Dataset entries:
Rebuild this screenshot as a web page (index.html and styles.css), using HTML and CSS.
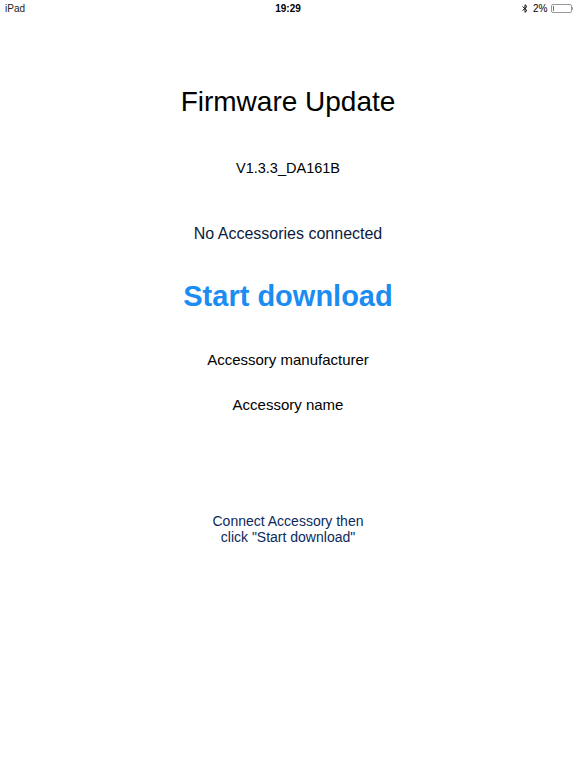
FILE: index.html
```html
<!DOCTYPE html>
<html lang="en">
<head>
  <meta charset="UTF-8" />
  <meta name="viewport" content="width=device-width, initial-scale=1.0"/>
  <title>Firmware Update</title>
  <link rel="stylesheet" href="styles.css">
</head>
<body>

  <div class="status-bar">
    <span class="device">iPad</span>
    <span class="clock">19:29</span>
    <span class="status-right">
      <svg class="bt-icon" width="6" height="9" viewBox="0 0 6 9">
        <path d="M0.5 2.5 L5 6.5 L3 8.3 L3 0.7 L5 2.5 L0.5 6.5" fill="none" stroke="#000" stroke-width="0.9"/>
      </svg>
      <span class="battery-text">2%</span>
      <span class="battery">
        <span class="battery-level"></span>
      </span>
      <span class="battery-tip"></span>
    </span>
  </div>

  <div class="content">
    <h1 class="title">Firmware Update</h1>
    <p class="version">V1.3.3_DA161B</p>
    <p class="connection">No Accessories connected</p>
    <button class="download-button">Start download</button>
    <p class="info manufacturer">Accessory manufacturer</p>
    <p class="info name">Accessory name</p>
    <p class="hint">Connect Accessory then<br>click "Start download"</p>
  </div>

</body>
</html>
```

FILE: styles.css
```css
body {
  font-family: 'Liberation Sans', Arial, sans-serif;
  background-color: #ffffff;
  margin: 0;
  padding: 0;
  color: #000;
}

.status-bar {
  height: 16px;
  display: flex;
  align-items: center;
  justify-content: space-between;
  padding: 0 3px 0 5px;
  font-size: 10px;
  position: relative;
}

.device {
  color: #222;
}

.clock {
  position: absolute;
  left: 0;
  right: 0;
  text-align: center;
  font-weight: bold;
}

.status-right {
  display: flex;
  align-items: center;
  gap: 3px;
}

.battery-text {
  margin-left: 2px;
}

.battery {
  width: 21px;
  height: 9px;
  border: 1px solid #999;
  border-radius: 2px;
  padding: 1px;
  box-sizing: border-box;
  display: flex;
}

.battery-level {
  width: 1px;
  background-color: #ff3b30;
}

.battery-tip {
  width: 1.5px;
  height: 3px;
  background-color: #999;
  margin-left: -3px;
  border-radius: 0 1px 1px 0;
}

.content {
  display: flex;
  flex-direction: column;
  align-items: center;
  text-align: center;
}

.title {
  font-size: 28px;
  font-weight: normal;
  margin: 70px 0 0;
  line-height: 32px;
}

.version {
  font-size: 14.5px;
  margin: 41px 0 0;
  line-height: 18px;
}

.connection {
  font-size: 16px;
  color: #0b1c3d;
  margin: 47px 0 0;
  line-height: 20px;
}

.download-button {
  font-family: inherit;
  font-size: 29px;
  font-weight: bold;
  color: #1a8cf2;
  background: none;
  border: none;
  padding: 0;
  margin: 35px 0 0;
  line-height: 34px;
  cursor: pointer;
}

.info {
  font-size: 15px;
  margin: 0;
  line-height: 18px;
}

.manufacturer {
  margin-top: 38px;
}

.name {
  margin-top: 27px;
}

.hint {
  font-size: 14px;
  color: #0b2a5c;
  margin: 99px 0 0;
  line-height: 16px;
}
```
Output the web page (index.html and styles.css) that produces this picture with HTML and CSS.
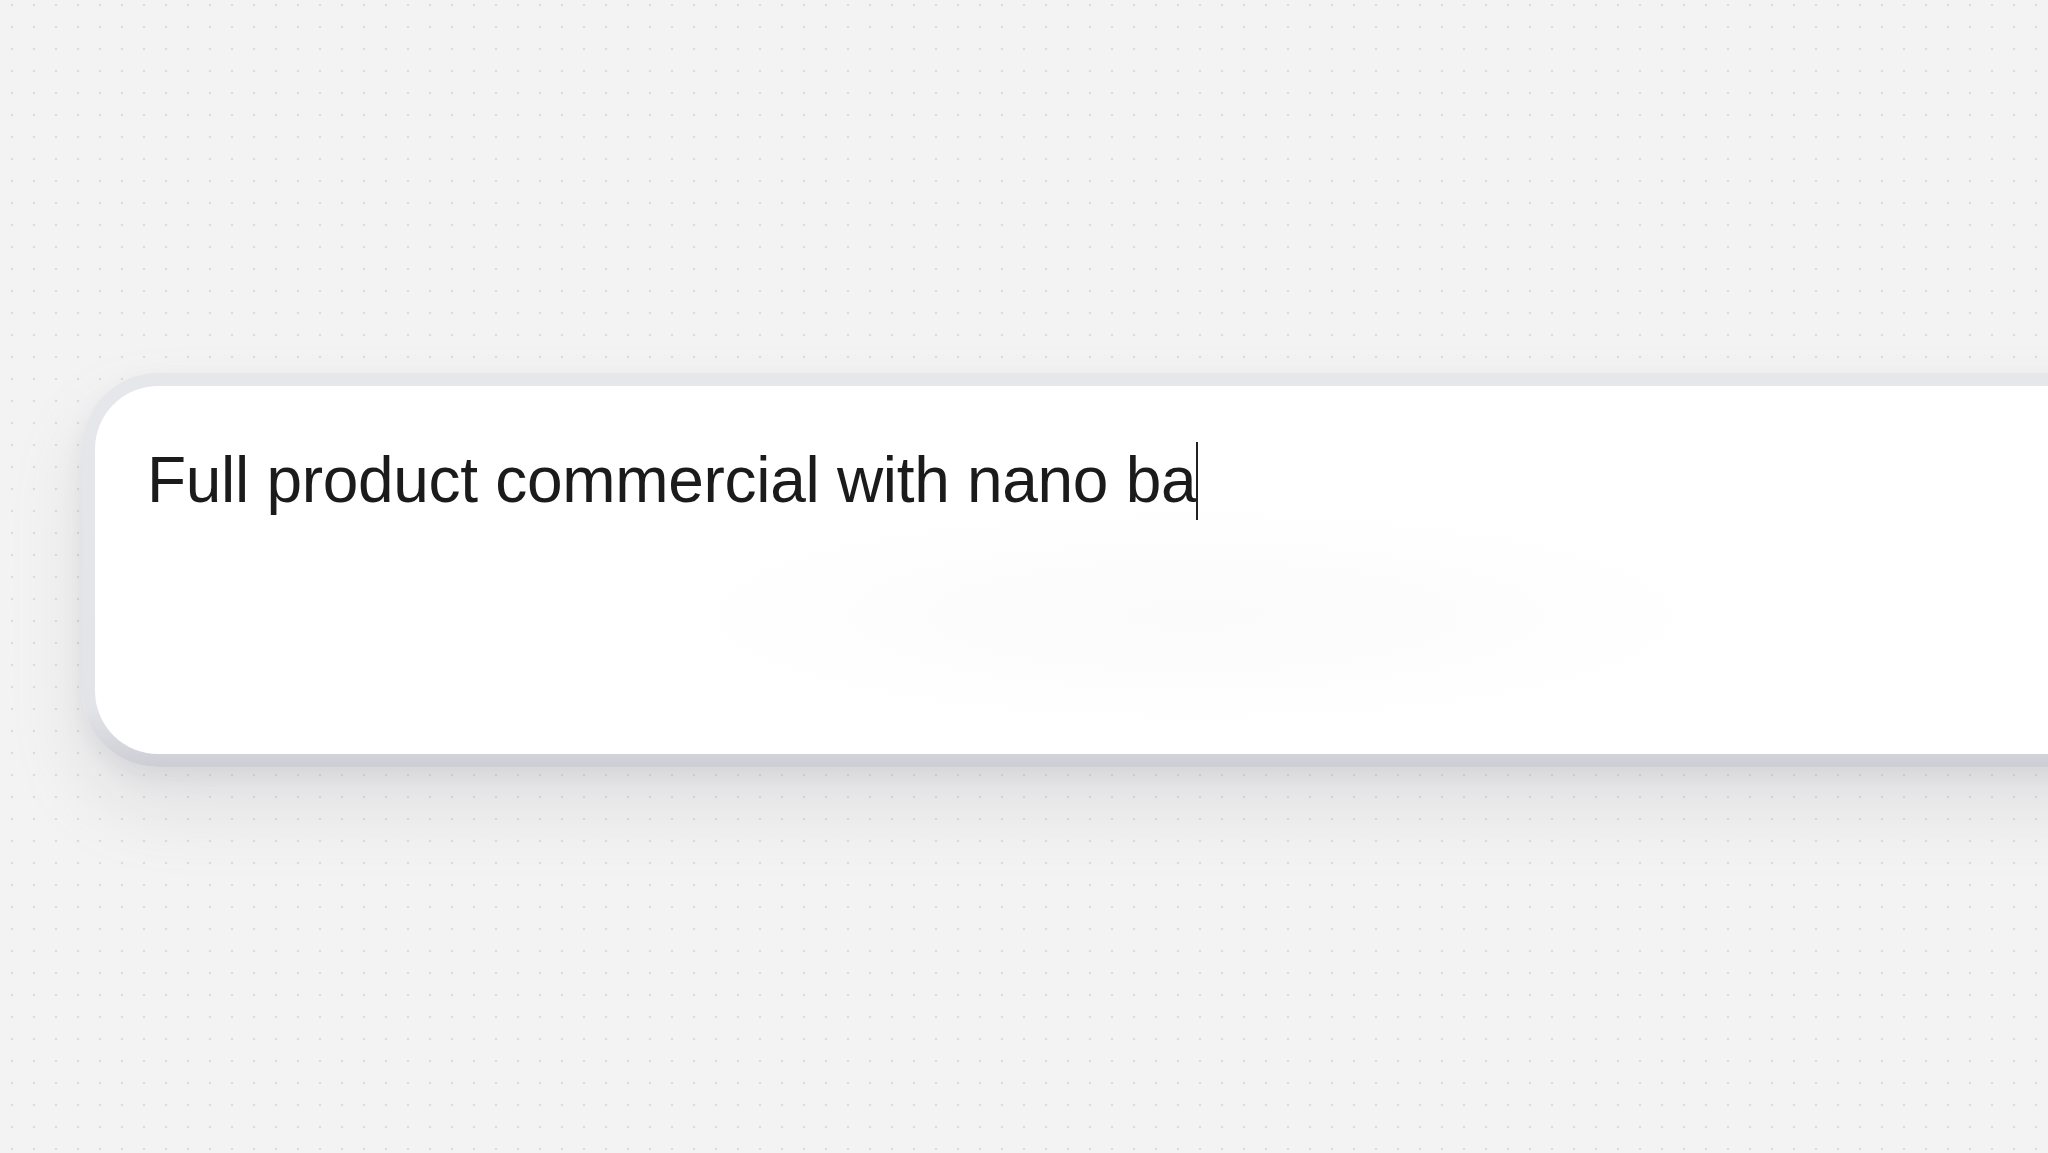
FILE: index.html
```html
<!DOCTYPE html>
<html lang="en">

<head>
    <meta charset="UTF-8">
    <meta name="viewport" content="width=device-width, initial-scale=1.0">
    <title>Prompt</title>
    <link rel="stylesheet" href="styles.css">
</head>

<body>
    <div id="stage">
        <div id="prompt-ring">
            <div id="prompt">
                <div id="prompt-text">Full product commercial with nano ba<span id="caret"></span></div>
            </div>
        </div>
    </div>
</body>

</html>
```

FILE: styles.css
```css
* {
    box-sizing: border-box;
}

body {
    margin: 0;
    height: 100vh;
    overflow: hidden;
    background-color: #f3f3f3;
    background-image: radial-gradient(circle, #dbdbdb 1px, transparent 1.6px);
    background-size: 22px 22px;
    background-position: 1px -6px;
    font-family: "Liberation Sans", Arial, sans-serif;
}

#stage {
    padding-top: 373px;
    padding-left: 82px;
}

#prompt-ring {
    width: 2100px;
    padding: 13px;
    border-radius: 76px;
    background: linear-gradient(180deg, #e6e7eb 0%, #e3e4e8 85%, #cdced5 100%);
    box-shadow: 0 40px 70px rgba(150, 150, 160, 0.2), 0 10px 20px rgba(150, 150, 160, 0.14);
}

#prompt {
    height: 368px;
    border-radius: 63px;
    padding: 56px 0 0 52px;
    background: #ffffff;
    background-image: radial-gradient(ellipse 520px 110px at 1100px 230px, #fbfbfb 0%, #fdfdfd 60%, rgba(255, 255, 255, 0) 100%);
}

#prompt-text {
    font-size: 64px;
    letter-spacing: -0.3px;
    line-height: 1;
    color: #1b1b1b;
    white-space: nowrap;
}

#caret {
    display: inline-block;
    width: 2px;
    height: 78px;
    margin-left: 0;
    vertical-align: -18px;
    background: #222222;
}
```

DIRECTION: Reply with one number only: how many lines of the listing hold "styles"?

PROBLEM SOLUTION: 6